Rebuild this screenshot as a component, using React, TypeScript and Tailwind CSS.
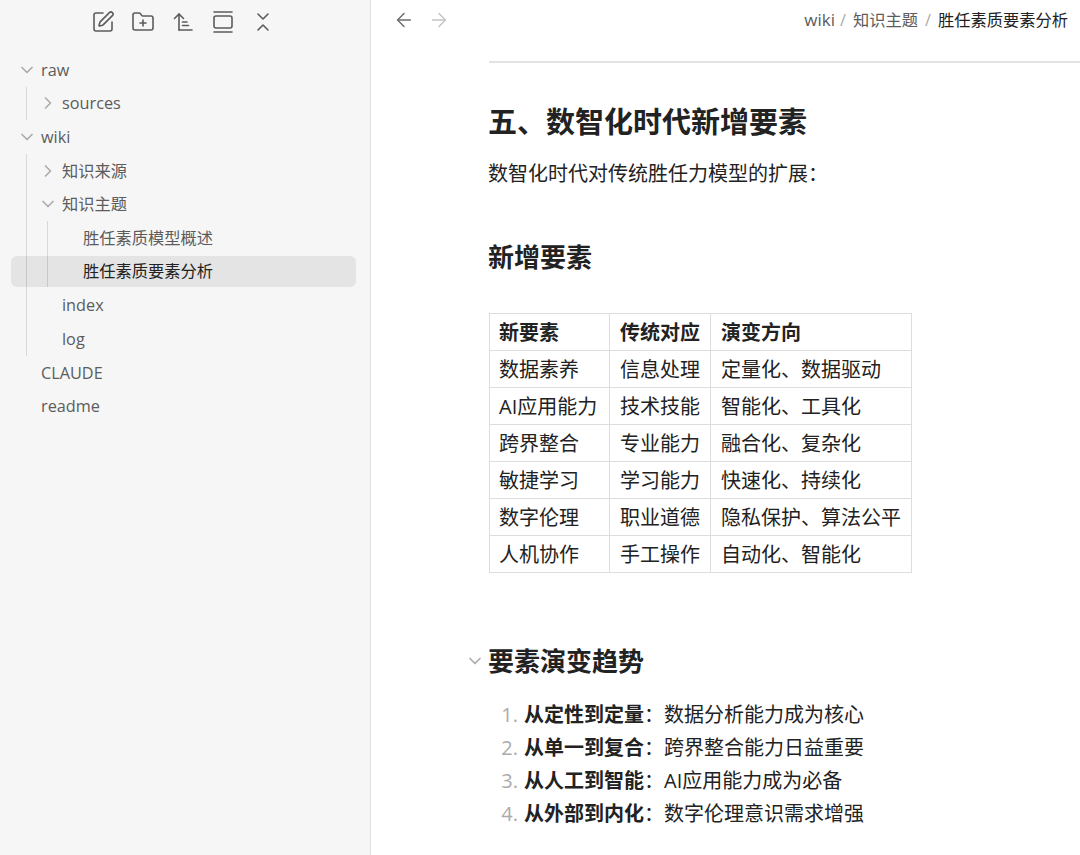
import { ArrowLeft, ArrowRight, ChevronDown, ChevronRight, ChevronsDownUp, FolderPlus, GalleryVertical, SquarePen } from "lucide-react";

const cjk = '"Open Sans", "Noto Sans CJK SC", sans-serif';

function Row({ label, open, closed, pad, selected }: { label: string; open?: boolean; closed?: boolean; pad: string; selected?: boolean }) {
  return (
    <div className={`flex items-center rounded-md ${pad} ${selected ? "mt-[0.83px] mb-[1.84px] h-[31px] bg-black/[.07] text-[#222222]" : "h-[33.67px] text-[#5c5c5c]"}`}>
      {open && <ChevronDown className="mr-[4px] h-[20px] w-[20px] -ml-[24px] text-[#ababab]" strokeWidth={2} />}
      {closed && <ChevronRight className="mr-[4px] h-[20px] w-[20px] -ml-[24px] text-[#ababab]" strokeWidth={2} />}
      <span>{label}</span>
    </div>
  );
}

function SortIcon() {
  return (
    <svg width="24" height="24" viewBox="0 0 24 24" fill="none" stroke="currentColor" strokeWidth="1.6" strokeLinecap="round" strokeLinejoin="round">
      <path d="M3.500 8.500 8 4l4.500 4.500" />
      <path d="M8 4v16" />
      <path d="M11.500 12H16" />
      <path d="M11.500 15.500h6" />
      <path d="M8 20h13" />
    </svg>
  );
}

const rows = [
  ["新要素", "传统对应", "演变方向"],
  ["数据素养", "信息处理", "定量化、数据驱动"],
  ["AI应用能力", "技术技能", "智能化、工具化"],
  ["跨界整合", "专业能力", "融合化、复杂化"],
  ["敏捷学习", "学习能力", "快速化、持续化"],
  ["数字伦理", "职业道德", "隐私保护、算法公平"],
  ["人机协作", "手工操作", "自动化、智能化"],
];

const list = [
  ["从定性到定量", "数据分析能力成为核心"],
  ["从单一到复合", "跨界整合能力日益重要"],
  ["从人工到智能", "AI应用能力成为必备"],
  ["从外部到内化", "数字伦理意识需求增强"],
];

export default function App() {
  return (
    <div className="flex h-[855px] w-[1080px] overflow-hidden bg-white" style={{ fontFamily: cjk }}>
      <aside className="w-[371px] shrink-0 border-r border-[#e0e0e0] bg-[#f6f6f6] text-[16.25px]">
        <div className="flex h-[53px] items-start justify-center gap-[16px] pt-[10px] pr-[4px] text-[#5c5c5c]">
          <SquarePen size={24} strokeWidth={1.6} />
          <FolderPlus size={24} strokeWidth={1.6} />
          <SortIcon />
          <GalleryVertical size={24} strokeWidth={1.6} />
          <ChevronsDownUp size={24} strokeWidth={1.6} />
        </div>
        <div className="ml-[11px] mr-[14px]">
          <Row label="raw" open pad="pl-[30px]" />
          <div className="ml-[15px] border-l border-[#d8d8d8]">
            <Row label="sources" closed pad="pl-[35px]" />
          </div>
          <Row label="wiki" open pad="pl-[30px]" />
          <div className="ml-[15px] border-l border-[#d8d8d8]">
            <Row label="知识来源" closed pad="pl-[35px]" />
            <Row label="知识主题" open pad="pl-[35px]" />
            <div className="ml-[20px] border-l border-[#d8d8d8]">
              <Row label="胜任素质模型概述" pad="pl-[35px]" />
              <div className="-ml-[37px]">
                <Row label="胜任素质要素分析" selected pad="pl-[72px]" />
              </div>
            </div>
            <Row label="index" pad="pl-[35px]" />
            <Row label="log" pad="pl-[35px]" />
          </div>
          <Row label="CLAUDE" pad="pl-[30px]" />
          <Row label="readme" pad="pl-[30px]" />
        </div>
      </aside>
      <main className="min-w-0 flex-1">
        <header className="flex h-[40px] items-center justify-between pl-[22px] pr-[12px]">
          <div className="flex gap-[13px]">
            <ArrowLeft size={22} strokeWidth={1.6} className="text-[#6e6e6e]" />
            <ArrowRight size={22} strokeWidth={1.6} className="text-[#c4c4c4]" />
          </div>
          <div className="flex items-center text-[16.25px] text-[#5c5c5c]">
            <span className="text-[17px]">wiki</span>
            <span className="mr-[7px] ml-[5px] text-[#ababab]">/</span>
            <span>知识主题</span>
            <span className="mx-[7px] text-[#ababab]">/</span>
            <span className="text-[#222222]">胜任素质要素分析</span>
          </div>
        </header>
        <div className="ml-[118px] text-[20px] text-[#222222]">
          <hr className="mt-[21px] border-t-2 border-[#e3e3e3]" />
          <h1 className="mt-[37px] -ml-[1px] text-[29px] leading-[44px] font-bold">五、数智化时代新增要素</h1>
          <p className="mt-[13px] -ml-[1px] leading-[33px]">数智化时代对传统胜任力模型的扩展：</p>
          <h2 className="mt-[47px] -ml-[1px] text-[26px] leading-[40px] font-bold">新增要素</h2>
          <table className="mt-[36px] border-collapse text-[20px]">
            <tbody>
              {rows.map((r, i) => (
                <tr key={i} className="h-[37px]">
                  {r.map((c, j) => (
                    <td
                      key={j}
                      className={`border border-[#dddddd] pt-[2px] pr-[10px] pb-0 leading-[34px] whitespace-nowrap ${i === 0 ? "font-bold" : ""} ${j === 0 ? "w-[120px] pl-[9px]" : j === 1 ? "w-[101px] pl-[10px]" : "w-[201px] pl-[10px]"}`}
                    >
                      {c}
                    </td>
                  ))}
                </tr>
              ))}
            </tbody>
          </table>
          <div className="relative mt-[68px]">
            <ChevronDown size={20} strokeWidth={2} className="absolute -left-[24px] top-[10px] text-[#ababab]" />
            <h2 className="-ml-[1px] text-[26px] leading-[40px] font-bold">要素演变趋势</h2>
          </div>
          <ol className="mt-[17px]">
            {list.map(([b, t], i) => (
              <li key={i} className="flex h-[33px] items-center leading-[33px]">
                <span className="w-[35px] pr-[6px] text-right text-[#ababab]">{i + 1}.</span>
                <span className="font-bold">{b}</span>
                <span>：</span>
                <span>{t}</span>
              </li>
            ))}
          </ol>
        </div>
      </main>
    </div>
  );
}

○ ○ ○ ○ ○ ○ ○

WHAT IS NEEDED |
Images should not appear in the copy; retype the listing above exactly.

OUTPUT BELOW |
Rebuild this screenshot as a component, using React, TypeScript and Tailwind CSS.
import { ArrowLeft, ArrowRight, ChevronDown, ChevronRight, ChevronsDownUp, FolderPlus, GalleryVertical, SquarePen } from "lucide-react";

const cjk = '"Open Sans", "Noto Sans CJK SC", sans-serif';

function Row({ label, open, closed, pad, selected }: { label: string; open?: boolean; closed?: boolean; pad: string; selected?: boolean }) {
  return (
    <div className={`flex items-center rounded-md ${pad} ${selected ? "mt-[0.83px] mb-[1.84px] h-[31px] bg-black/[.07] text-[#222222]" : "h-[33.67px] text-[#5c5c5c]"}`}>
      {open && <ChevronDown className="mr-[4px] h-[20px] w-[20px] -ml-[24px] text-[#ababab]" strokeWidth={2} />}
      {closed && <ChevronRight className="mr-[4px] h-[20px] w-[20px] -ml-[24px] text-[#ababab]" strokeWidth={2} />}
      <span>{label}</span>
    </div>
  );
}

function SortIcon() {
  return (
    <svg width="24" height="24" viewBox="0 0 24 24" fill="none" stroke="currentColor" strokeWidth="1.6" strokeLinecap="round" strokeLinejoin="round">
      <path d="M3.500 8.500 8 4l4.500 4.500" />
      <path d="M8 4v16" />
      <path d="M11.500 12H16" />
      <path d="M11.500 15.500h6" />
      <path d="M8 20h13" />
    </svg>
  );
}

const rows = [
  ["新要素", "传统对应", "演变方向"],
  ["数据素养", "信息处理", "定量化、数据驱动"],
  ["AI应用能力", "技术技能", "智能化、工具化"],
  ["跨界整合", "专业能力", "融合化、复杂化"],
  ["敏捷学习", "学习能力", "快速化、持续化"],
  ["数字伦理", "职业道德", "隐私保护、算法公平"],
  ["人机协作", "手工操作", "自动化、智能化"],
];

const list = [
  ["从定性到定量", "数据分析能力成为核心"],
  ["从单一到复合", "跨界整合能力日益重要"],
  ["从人工到智能", "AI应用能力成为必备"],
  ["从外部到内化", "数字伦理意识需求增强"],
];

export default function App() {
  return (
    <div className="flex h-[855px] w-[1080px] overflow-hidden bg-white" style={{ fontFamily: cjk }}>
      <aside className="w-[371px] shrink-0 border-r border-[#e0e0e0] bg-[#f6f6f6] text-[16.25px]">
        <div className="flex h-[53px] items-start justify-center gap-[16px] pt-[10px] pr-[4px] text-[#5c5c5c]">
          <SquarePen size={24} strokeWidth={1.6} />
          <FolderPlus size={24} strokeWidth={1.6} />
          <SortIcon />
          <GalleryVertical size={24} strokeWidth={1.6} />
          <ChevronsDownUp size={24} strokeWidth={1.6} />
        </div>
        <div className="ml-[11px] mr-[14px]">
          <Row label="raw" open pad="pl-[30px]" />
          <div className="ml-[15px] border-l border-[#d8d8d8]">
            <Row label="sources" closed pad="pl-[35px]" />
          </div>
          <Row label="wiki" open pad="pl-[30px]" />
          <div className="ml-[15px] border-l border-[#d8d8d8]">
            <Row label="知识来源" closed pad="pl-[35px]" />
            <Row label="知识主题" open pad="pl-[35px]" />
            <div className="ml-[20px] border-l border-[#d8d8d8]">
              <Row label="胜任素质模型概述" pad="pl-[35px]" />
              <div className="-ml-[37px]">
                <Row label="胜任素质要素分析" selected pad="pl-[72px]" />
              </div>
            </div>
            <Row label="index" pad="pl-[35px]" />
            <Row label="log" pad="pl-[35px]" />
          </div>
          <Row label="CLAUDE" pad="pl-[30px]" />
          <Row label="readme" pad="pl-[30px]" />
        </div>
      </aside>
      <main className="min-w-0 flex-1">
        <header className="flex h-[40px] items-center justify-between pl-[22px] pr-[12px]">
          <div className="flex gap-[13px]">
            <ArrowLeft size={22} strokeWidth={1.6} className="text-[#6e6e6e]" />
            <ArrowRight size={22} strokeWidth={1.6} className="text-[#c4c4c4]" />
          </div>
          <div className="flex items-center text-[16.25px] text-[#5c5c5c]">
            <span className="text-[17px]">wiki</span>
            <span className="mr-[7px] ml-[5px] text-[#ababab]">/</span>
            <span>知识主题</span>
            <span className="mx-[7px] text-[#ababab]">/</span>
            <span className="text-[#222222]">胜任素质要素分析</span>
          </div>
        </header>
        <div className="ml-[118px] text-[20px] text-[#222222]">
          <hr className="mt-[21px] border-t-2 border-[#e3e3e3]" />
          <h1 className="mt-[37px] -ml-[1px] text-[29px] leading-[44px] font-bold">五、数智化时代新增要素</h1>
          <p className="mt-[13px] -ml-[1px] leading-[33px]">数智化时代对传统胜任力模型的扩展：</p>
          <h2 className="mt-[47px] -ml-[1px] text-[26px] leading-[40px] font-bold">新增要素</h2>
          <table className="mt-[36px] border-collapse text-[20px]">
            <tbody>
              {rows.map((r, i) => (
                <tr key={i} className="h-[37px]">
                  {r.map((c, j) => (
                    <td
                      key={j}
                      className={`border border-[#dddddd] pt-[2px] pr-[10px] pb-0 leading-[34px] whitespace-nowrap ${i === 0 ? "font-bold" : ""} ${j === 0 ? "w-[120px] pl-[9px]" : j === 1 ? "w-[101px] pl-[10px]" : "w-[201px] pl-[10px]"}`}
                    >
                      {c}
                    </td>
                  ))}
                </tr>
              ))}
            </tbody>
          </table>
          <div className="relative mt-[68px]">
            <ChevronDown size={20} strokeWidth={2} className="absolute -left-[24px] top-[10px] text-[#ababab]" />
            <h2 className="-ml-[1px] text-[26px] leading-[40px] font-bold">要素演变趋势</h2>
          </div>
          <ol className="mt-[17px]">
            {list.map(([b, t], i) => (
              <li key={i} className="flex h-[33px] items-center leading-[33px]">
                <span className="w-[35px] pr-[6px] text-right text-[#ababab]">{i + 1}.</span>
                <span className="font-bold">{b}</span>
                <span>：</span>
                <span>{t}</span>
              </li>
            ))}
          </ol>
        </div>
      </main>
    </div>
  );
}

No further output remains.